**PROBLEM:**
Write again exactly the lines in the listing below, starting at the line with "Convert this screenshot to Tailwind CSS code." and ending at the line with "business location details.</p>", both included. Pictures are not copied.
-- Begin MATERIAL --
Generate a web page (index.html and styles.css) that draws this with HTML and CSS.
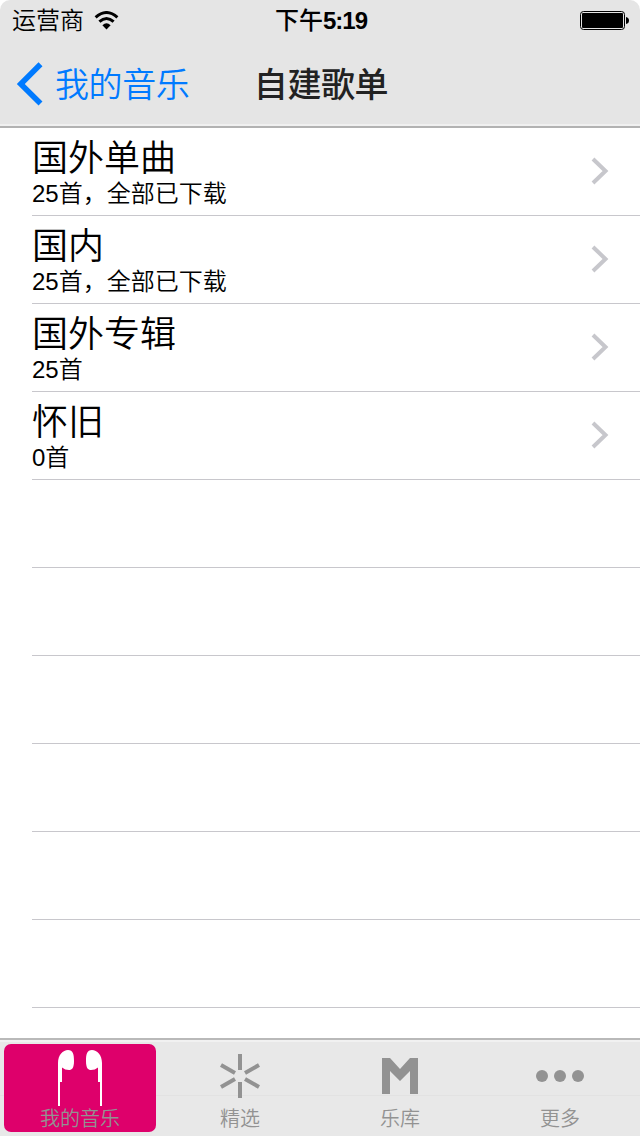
FILE: index.html
```html
<!DOCTYPE html>
<html lang="zh-CN">
<head>
<meta charset="utf-8">
<title>自建歌单</title>
<link rel="stylesheet" href="styles.css">
</head>
<body>
<div class="app">
  <header class="header">
    <div class="status">
      <div class="carrier"><span>运营商</span>
        <svg class="wifi" width="26" height="20" viewBox="0 0 26 20">
          <path d="M1.6 6.400Q12.500-3.300 23.400 6.400M5.400 10.700Q12.500 4.200 19.600 10.700" fill="none" stroke="#000" stroke-width="3"/>
          <path d="M8.400 14.200Q12.500 10.400 16.600 14.200L12.500 18.600Z"/>
        </svg>
      </div>
      <div class="time">下午<span class="digits">5:19</span></div>
      <svg class="battery" width="50" height="20" viewBox="0 0 50 20">
        <rect x=".5" y=".5" width="44" height="18" rx="3" fill="none" stroke="#000"/>
        <rect x="2" y="2" width="41" height="15" rx="1"/>
        <path d="M46 6Q49 6.500 49 9.500Q49 12.500 46 13Z"/>
      </svg>
    </div>
    <nav class="navbar">
      <a class="back">
        <svg width="28" height="44" viewBox="0 0 28 44"><path d="M24.500 2.300L4.800 22L24.500 41.500" fill="none" stroke="#007aff" stroke-width="5.600"/></svg>
        <span class="back-label">我的音乐</span>
      </a>
      <h1 class="heading">自建歌单</h1>
    </nav>
  </header>

  <main class="list">
    <div class="row"><div class="info"><div class="name">国外单曲</div><div class="count">25首，全部已下载</div></div><svg class="chevron" width="18" height="28" viewBox="0 0 18 28"><path d="M2 2L14.500 14L2 26" fill="none" stroke="#c7c7cc" stroke-width="4"/></svg></div>
    <div class="row"><div class="info"><div class="name">国内</div><div class="count">25首，全部已下载</div></div><svg class="chevron" width="18" height="28" viewBox="0 0 18 28"><path d="M2 2L14.500 14L2 26" fill="none" stroke="#c7c7cc" stroke-width="4"/></svg></div>
    <div class="row"><div class="info"><div class="name">国外专辑</div><div class="count">25首</div></div><svg class="chevron" width="18" height="28" viewBox="0 0 18 28"><path d="M2 2L14.500 14L2 26" fill="none" stroke="#c7c7cc" stroke-width="4"/></svg></div>
    <div class="row"><div class="info"><div class="name">怀旧</div><div class="count">0首</div></div><svg class="chevron" width="18" height="28" viewBox="0 0 18 28"><path d="M2 2L14.500 14L2 26" fill="none" stroke="#c7c7cc" stroke-width="4"/></svg></div>
    <div class="row"></div>
    <div class="row"></div>
    <div class="row"></div>
    <div class="row"></div>
    <div class="row"></div>
    <div class="row"></div>
  </main>

  <footer class="tabs">
    <a class="tab active">
      <svg class="icon" width="48" height="60" viewBox="0 0 48 60" fill="#fff">
        <path d="M2 60V17C2 9 7 4 12 4C17 4 18 8 18 15C18 22 16 24 13 24Q9 24 6 21.500V36H4V60Z"/>
        <path d="M46 60V17C46 9 41 4 36 4C31 4 30 8 30 15C30 22 32 24 35 24Q39 24 42 21.500V36H44V60Z"/>
      </svg>
      <span class="label">我的音乐</span>
    </a>
    <a class="tab">
      <svg class="icon" width="48" height="60" viewBox="0 0 48 60" fill="none" stroke="#929292" stroke-width="4">
        <path d="M24 8V24M24 36V52M5 19L19 27M43 19L29 27M5 41L19 33M43 41L29 33"/>
      </svg>
      <span class="label">精选</span>
    </a>
    <a class="tab">
      <svg class="icon" width="48" height="60" viewBox="0 0 48 60" fill="#929292"><path d="M6 48V12H14L24 23L34 12H42V48H34V25L24 35L14 25V48Z"/></svg>
      <span class="label">乐库</span>
    </a>
    <a class="tab">
      <svg class="icon" width="48" height="60" viewBox="0 0 48 60" fill="#929292"><circle cx="6" cy="30" r="6"/><circle cx="24" cy="30" r="6"/><circle cx="42" cy="30" r="6"/></svg>
      <span class="label">更多</span>
    </a>
  </footer>
</div>
</body>
</html>
```
FILE: styles.css
```css
* { box-sizing: border-box; }
body { margin: 0; background: #fff; }
svg { display: block; flex: none; }
.app {
  width: 640px;
  height: 1136px;
  display: flex;
  flex-direction: column;
  overflow: hidden;
  font-family: "Liberation Sans", "Noto Sans CJK SC", sans-serif;
  font-weight: 350;
  color: #000;
}
.header {
  height: 128px;
  flex: none;
  background: #e5e5e5;
  border-bottom: 2px solid #b2b2b2;
  box-shadow: inset 0 -2px #f0f0f0;
  border-radius: 10px 10px 0 0;
}
.status {
  height: 42px;
  display: grid;
  grid-template-columns: 1fr auto 1fr;
  align-items: center;
  padding: 0 10px 0 12px;
  font-size: 24px;
  line-height: 42px;
}
.carrier { display: flex; align-items: center; gap: 10px; }
.time { font-weight: 500; }
.digits { font-weight: 700; letter-spacing: -1px; }
.battery { justify-self: end; }
.navbar {
  height: 84px;
  display: grid;
  grid-template-columns: 1fr auto 1fr;
  align-items: center;
}
.back {
  display: flex;
  align-items: center;
  gap: 11px;
  padding-left: 16px;
  color: #007aff;
  font-size: 34px;
  line-height: 44px;
  white-space: nowrap;
}
.back-label { padding-top: 2px; letter-spacing: -.4px; }
.heading { margin: 0; padding: 2px 0 0 2px; font-size: 34px; font-weight: 500; letter-spacing: -.4px; line-height: 44px; color: #222; }
.list { flex: 1; min-height: 0; overflow: hidden; padding-left: 32px; }
.row {
  height: 88px;
  display: flex;
  justify-content: space-between;
  border-bottom: 1px solid #c8c7cc;
}
.info { padding-top: 9px; }
.name { font-size: 36px; line-height: 44px; }
.count { font-size: 24px; line-height: 26px; }
.chevron { margin: 29px 31px 0 0; }
.tabs {
  height: 98px;
  flex: none;
  display: grid;
  grid-template-columns: repeat(4, 160px);
  background: linear-gradient(#f1f1f1 2px, #e8e8e8 2px 55px, #e2e2e2 55px 56px, #e8e8e8 56px);
  border-top: 2px solid #b9b9b9;
}
.tab {
  display: flex;
  flex-direction: column;
  align-items: center;
  margin: 4px;
  padding-top: 2px;
  border-radius: 7px;
  color: #929292;
}
.active { background: #de006b; }
.label { font-size: 20px; line-height: 26px; }
```
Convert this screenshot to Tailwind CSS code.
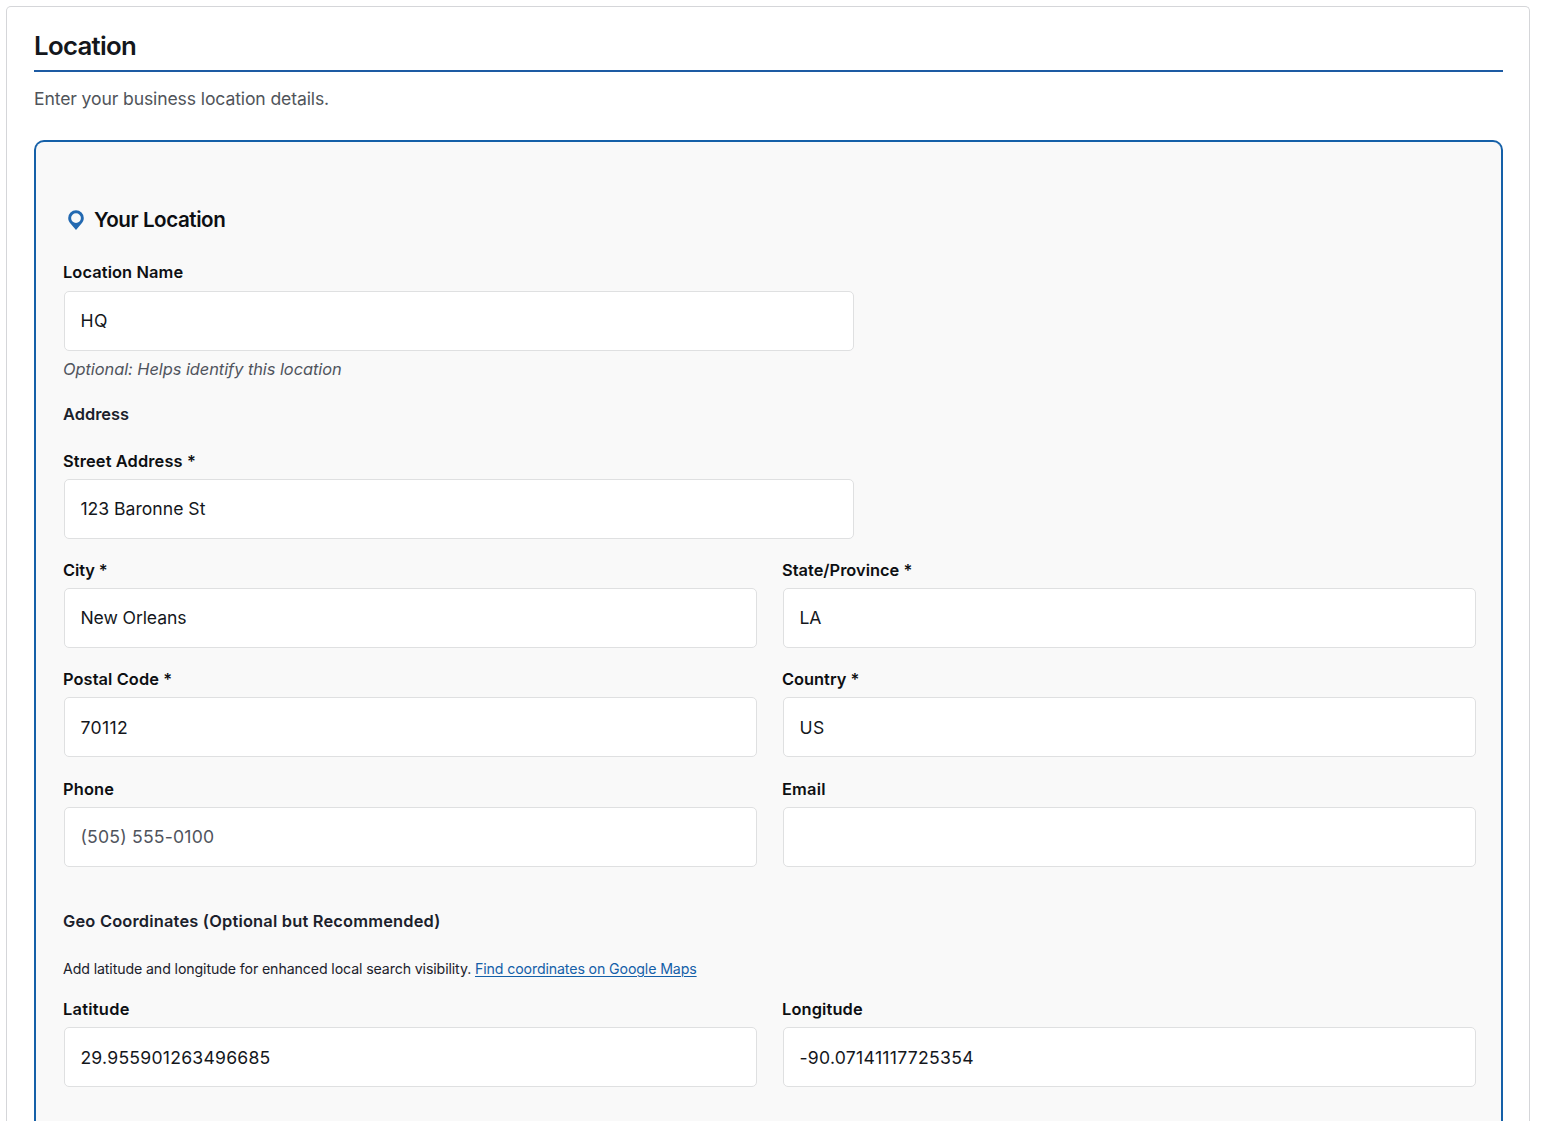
<!DOCTYPE html>
<html lang="en">
<head>
<meta charset="utf-8">
<title>Location</title>
<script src="https://cdn.jsdelivr.net/npm/@tailwindcss/browser@4"></script>
</head>
<body class="h-screen overflow-hidden bg-white pt-[6px] pl-[6px] font-['Inter',sans-serif]">
<main class="h-[1115px] w-[1524px] rounded-t-[5px] border border-b-0 border-[#d5d6d9] pr-[26px] pl-[27px]">
  <h1 class="mt-6 border-b-2 border-[#1d5ba3] pb-[9px] text-[25.8px] leading-[30px] font-semibold tracking-[-0.7px] text-[#14171c]">Location</h1>
  <p class="mt-[15px] text-[17.6px] leading-6 tracking-[-0.13px] text-[#50545a]">Enter your business location details.</p>

  <section class="mt-[29px] h-[981px] rounded-t-[10px] border-2 border-b-0 border-[#1560a8] bg-[#f9f9f9] px-[27px] pt-[64px]">
    <h2 class="flex h-[27px] items-center text-[20.6px] leading-[27px] font-semibold tracking-[-0.45px] text-[#0d0f12]">
      <svg class="mt-px mr-[10px] ml-[5px] h-5 w-4 shrink-0" viewBox="0 0 16 20" aria-hidden="true">
        <path fill="#2369b1" fill-rule="evenodd" d="M8 .3a7.800 7.800 0 0 1 7.800 7.800c0 2.400-1 4.400-2.900 6.100L8 20l-4.900-5.800C1.200 12.500.2 10.500.2 8.100A7.800 7.800 0 0 1 8 .3zM8 3.200a4.900 4.900 0 1 0 0 9.800a4.900 4.900 0 0 0 0-9.800z"/>
      </svg>
      Your Location
    </h2>

    <div class="mt-[27px] w-[791px]">
      <label for="name" class="block text-[16.4px] leading-6 font-semibold tracking-[0.1px] text-[#0d0f12]">Location Name</label>
      <input id="name" value="HQ" class="mt-[7px] ml-px block h-[60px] w-[790px] rounded-[5px] border border-[#dfe0e1] bg-white pr-4 pb-[1.5px] pl-[15.4px] text-[17.6px] tracking-[0.5px] text-[#14171c]">
      <p class="mt-[5.5px] text-[16.4px] leading-6 tracking-[-0.05px] text-[#50545d] italic">Optional: Helps identify this location</p>
    </div>

    <h3 class="mt-[21.5px] text-[16.4px] leading-[25px] font-semibold tracking-[0.02px] text-[#1b212b]">Address</h3>

    <div class="mt-[22px] w-[791px]">
      <label for="street" class="block text-[16.4px] leading-6 font-semibold tracking-[0.13px] text-[#0d0f12]">Street Address *</label>
      <input id="street" value="123 Baronne St" class="mt-1.5 ml-px block h-[60px] w-[790px] rounded-[5px] border border-[#dfe0e1] bg-white pr-4 pb-[1.5px] pl-[15.4px] text-[17.6px] text-[#14171c]">
    </div>

    <div class="mt-[19px] grid w-[1413px] grid-cols-[694px_694px] gap-x-[25px] gap-y-[19px]">
      <div>
        <label for="city" class="block text-[16.4px] leading-6 font-semibold tracking-[-0.1px] text-[#0d0f12]">City *</label>
        <input id="city" value="New Orleans" class="mt-1.5 ml-px block h-[60px] w-[693px] rounded-[5px] border border-[#dfe0e1] bg-white pr-4 pb-[1.5px] pl-[15.4px] text-[17.6px] tracking-[-0.1px] text-[#14171c]">
      </div>
      <div>
        <label for="state" class="block text-[16.4px] leading-6 font-semibold tracking-[0.02px] text-[#0d0f12]">State/Province *</label>
        <input id="state" value="LA" class="mt-1.5 ml-px block h-[60px] w-[693px] rounded-[5px] border border-[#dfe0e1] bg-white pr-4 pb-[1.5px] pl-[15.4px] text-[17.6px] text-[#14171c]">
      </div>
      <div>
        <label for="postal" class="block text-[16.4px] leading-6 font-semibold tracking-[0.08px] text-[#0d0f12]">Postal Code *</label>
        <input id="postal" value="70112" class="mt-1.5 ml-px block h-[60px] w-[693px] rounded-[5px] border border-[#dfe0e1] bg-white pr-4 pl-[15.4px] text-[17.6px] tracking-[0.4px] text-[#14171c]">
      </div>
      <div>
        <label for="country" class="block text-[16.4px] leading-6 font-semibold text-[#0d0f12]">Country *</label>
        <input id="country" value="US" class="mt-1.5 ml-px block h-[60px] w-[693px] rounded-[5px] border border-[#dfe0e1] bg-white pr-4 pl-[15.4px] text-[17.6px] tracking-[0.5px] text-[#14171c]">
      </div>
      <div class="pt-px">
        <label for="phone" class="block text-[16.4px] leading-6 font-semibold tracking-[0.15px] text-[#0d0f12]">Phone</label>
        <input id="phone" placeholder="(505) 555-0100" class="mt-1.5 ml-px block h-[60px] w-[693px] rounded-[5px] border border-[#dfe0e1] bg-white pr-4 pb-[1.5px] pl-[15.4px] text-[17.6px] tracking-[0.22px] text-[#14171c] placeholder:text-[#50545d]">
      </div>
      <div class="pt-px">
        <label for="email" class="block text-[16.4px] leading-6 font-semibold tracking-[0.2px] text-[#0d0f12]">Email</label>
        <input id="email" class="mt-1.5 ml-px block h-[60px] w-[693px] rounded-[5px] border border-[#dfe0e1] bg-white px-4 text-[17.6px] text-[#14171c]">
      </div>
    </div>

    <h3 class="mt-[42px] text-[16.4px] leading-6 font-semibold tracking-[0.2px] text-[#1b212b]">Geo Coordinates (Optional but Recommended)</h3>
    <p class="mt-[24px] text-[14.2px] leading-6 tracking-[-0.122px] text-[#1b212b]">Add latitude and longitude for enhanced local search visibility. <a href="#" class="tracking-[-0.13px] text-[#1560a8] underline decoration-1 underline-offset-[2px]">Find coordinates on Google Maps</a></p>

    <div class="mt-4 grid w-[1413px] grid-cols-[694px_694px] gap-x-[25px]">
      <div>
        <label for="lat" class="block text-[16.4px] leading-6 font-semibold tracking-[0.26px] text-[#0d0f12]">Latitude</label>
        <input id="lat" value="29.955901263496685" class="mt-1.5 ml-px block h-[60px] w-[693px] rounded-[5px] border border-[#dfe0e1] bg-white pr-4 pl-[15.4px] text-[17.6px] tracking-[0.24px] text-[#14171c]">
      </div>
      <div>
        <label for="lng" class="block text-[16.4px] leading-6 font-semibold tracking-[0.14px] text-[#0d0f12]">Longitude</label>
        <input id="lng" value="-90.07141117725354" class="mt-1.5 ml-px block h-[60px] w-[693px] rounded-[5px] border border-[#dfe0e1] bg-white pr-4 pl-[15.4px] text-[17.6px] tracking-[0.29px] text-[#14171c]">
      </div>
    </div>
  </section>
</main>
</body>
</html>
-- End MATERIAL --
**ANSWER TO THIS PROBLEM:**
Convert this screenshot to Tailwind CSS code.
<!DOCTYPE html>
<html lang="en">
<head>
<meta charset="utf-8">
<title>Location</title>
<script src="https://cdn.jsdelivr.net/npm/@tailwindcss/browser@4"></script>
</head>
<body class="h-screen overflow-hidden bg-white pt-[6px] pl-[6px] font-['Inter',sans-serif]">
<main class="h-[1115px] w-[1524px] rounded-t-[5px] border border-b-0 border-[#d5d6d9] pr-[26px] pl-[27px]">
  <h1 class="mt-6 border-b-2 border-[#1d5ba3] pb-[9px] text-[25.8px] leading-[30px] font-semibold tracking-[-0.7px] text-[#14171c]">Location</h1>
  <p class="mt-[15px] text-[17.6px] leading-6 tracking-[-0.13px] text-[#50545a]">Enter your business location details.</p>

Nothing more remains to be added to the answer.